You don’t trust yourself to save money. You set up automatic transfers. Systems over self-discipline.
Same principle here. The agent’s “intention” to manage memory well is unreliable. So you build systems that make good memory management the default, and bad memory management harder to do.
The checkpoint gate is essentially a forcing function. The agent can still skip checkpoints, but it has to actively ignore escalating warnings to do so. Most of the time, it doesn’t.
What This Fixed
Before Memory Guardian:
Regularly lost context after compaction
Answered questions about past work incorrectly
Same questions got re-asked across sessions
Daily notes were sparse or nonexistent
After:
Breadcrumbs automatically saved before compaction
Daily notes have a reliable trail of what happened
Cross-session awareness of what other sessions are doing
Checkpoint warnings actually work (agent responds to escalation)

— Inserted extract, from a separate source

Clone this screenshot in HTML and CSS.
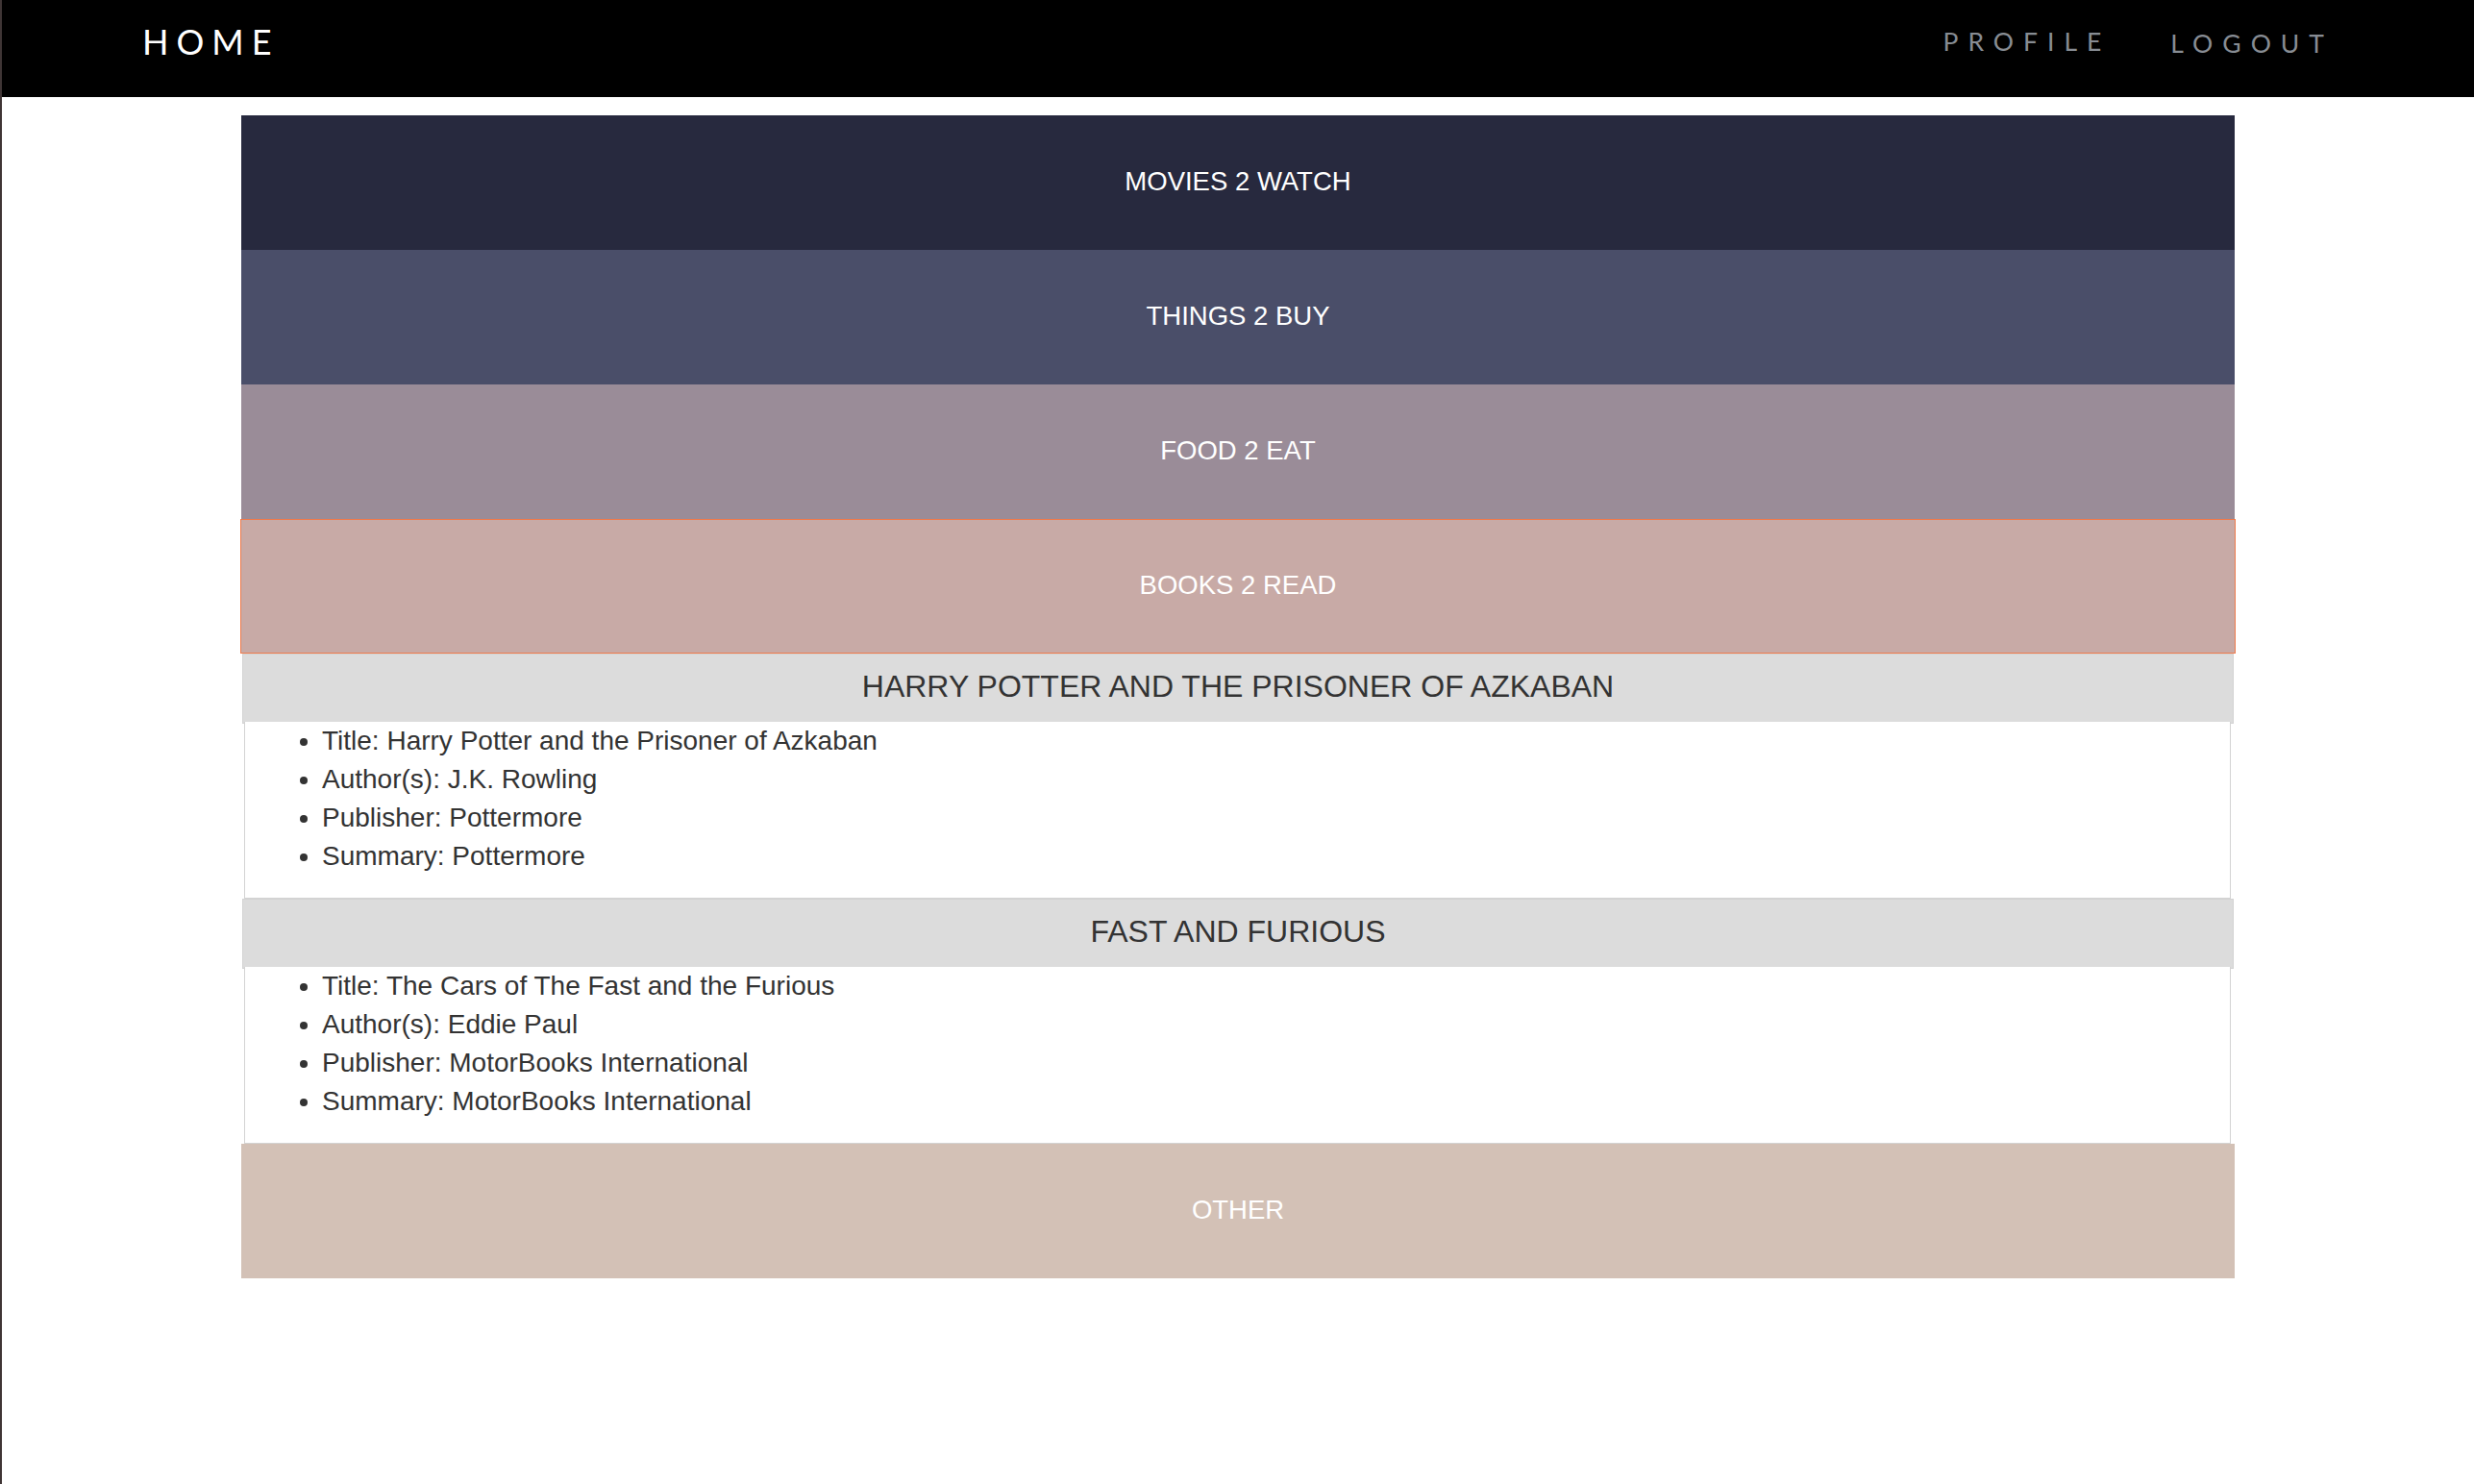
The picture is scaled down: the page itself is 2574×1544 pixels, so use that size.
FILE: index.html
```html
<!DOCTYPE html>
<html lang="en">
<head>
<meta charset="utf-8">
<title>Home</title>
<link rel="stylesheet" href="styles.css">
</head>
<body>
<nav class="topbar">
  <a class="brand" href="#">HOME</a>
  <div class="links">
    <a class="link link-profile" href="#">PROFILE</a>
    <a class="link link-logout" href="#">LOGOUT</a>
  </div>
</nav>
<main class="lists">
  <div class="bar bar-movies">MOVIES 2 WATCH</div>
  <div class="bar bar-things">THINGS 2 BUY</div>
  <div class="bar bar-food">FOOD 2 EAT</div>
  <div class="bar bar-books">BOOKS 2 READ</div>
  <section class="item">
    <div class="item-head">HARRY POTTER AND THE PRISONER OF AZKABAN</div>
    <div class="item-body">
      <ul class="details">
        <li>Title: Harry Potter and the Prisoner of Azkaban</li>
        <li>Author(s): J.K. Rowling</li>
        <li>Publisher: Pottermore</li>
        <li>Summary: Pottermore</li>
      </ul>
    </div>
  </section>
  <section class="item">
    <div class="item-head">FAST AND FURIOUS</div>
    <div class="item-body">
      <ul class="details">
        <li>Title: The Cars of The Fast and the Furious</li>
        <li>Author(s): Eddie Paul</li>
        <li>Publisher: MotorBooks International</li>
        <li>Summary: MotorBooks International</li>
      </ul>
    </div>
  </section>
  <div class="bar bar-other">OTHER</div>
</main>
</body>
</html>
```
FILE: styles.css
```css
html, body {
  margin: 0;
  padding: 0;
}
body {
  min-height: 100vh;
  box-sizing: border-box;
  border-left: 2px solid #3f3535;
  background: #ffffff;
  font-family: "Liberation Sans", Arial, sans-serif;
}
.topbar {
  height: 101px;
  background: #000000;
  display: flex;
  justify-content: space-between;
  align-items: flex-start;
  padding: 0 146px 0 146px;
}
.brand {
  margin-top: 25px;
  font-family: Lato, "Liberation Sans", sans-serif;
  font-size: 36px;
  line-height: 36px;
  letter-spacing: 8px;
  color: #ffffff;
  text-decoration: none;
}
.links {
  display: flex;
  align-items: flex-start;
  gap: 62px;
}
.link {
  font-family: Lato, "Liberation Sans", sans-serif;
  font-size: 26.5px;
  line-height: 26.5px;
  letter-spacing: 10px;
  color: #878c93;
  text-decoration: none;
}
.link-profile {
  margin-top: 30px;
}
.link-logout {
  margin-top: 32px;
}
.lists {
  width: 2074px;
  margin: 19px auto 0;
}
.bar {
  height: 140px;
  box-sizing: border-box;
  display: flex;
  align-items: center;
  justify-content: center;
  padding-bottom: 3px;
  color: #ffffff;
  font-size: 27.5px;
}
.bar-movies { background: #27293e; }
.bar-things { background: #4a4e69; }
.bar-food { background: #9a8c98; }
.bar-books {
  background: #c8aaa6;
  border: 1px solid #ef7a4c;
  margin: 0 -1px;
}
.bar-other { background: #d3c1b6; }
.item-head {
  height: 73px;
  box-sizing: border-box;
  margin: 0 1px;
  border: 1px solid #d3d3d3;
  background: #dcdcdc;
  display: flex;
  align-items: center;
  justify-content: center;
  padding-bottom: 4px;
  color: #333333;
  font-size: 32px;
}
.item-body {
  margin: 0 4px 0 3px;
  border: 1px solid #d3d3d3;
  border-top: none;
  background: #ffffff;
}
.details {
  margin: -2px 0 23px;
  padding-left: 80px;
  font-size: 28px;
  line-height: 40px;
  color: #333333;
}
```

The agent still isn’t perfect at memory management. But the floor is much higher. Even on a bad day, there’s a trail to follow.
Try It Yourself
The plugin is MIT licensed and works with OpenClaw v0.4.0+. You can grab it here:
On GitHub
Drop it in .openclaw/extensions/memory-guardian/, restart your gateway, and you’re done. The config at the top of the file lets you tune the reminder frequencies, how much of daily notes to inject, and other details.
If you’re developing agents and tackling the memory issue, I believe this is the appropriate layer to address it. It’s not about adding extra instructions or extending prompts. Instead, it’s about implementing middleware that manages the mundane tasks, allowing your agent to concentrate on its core responsibilities.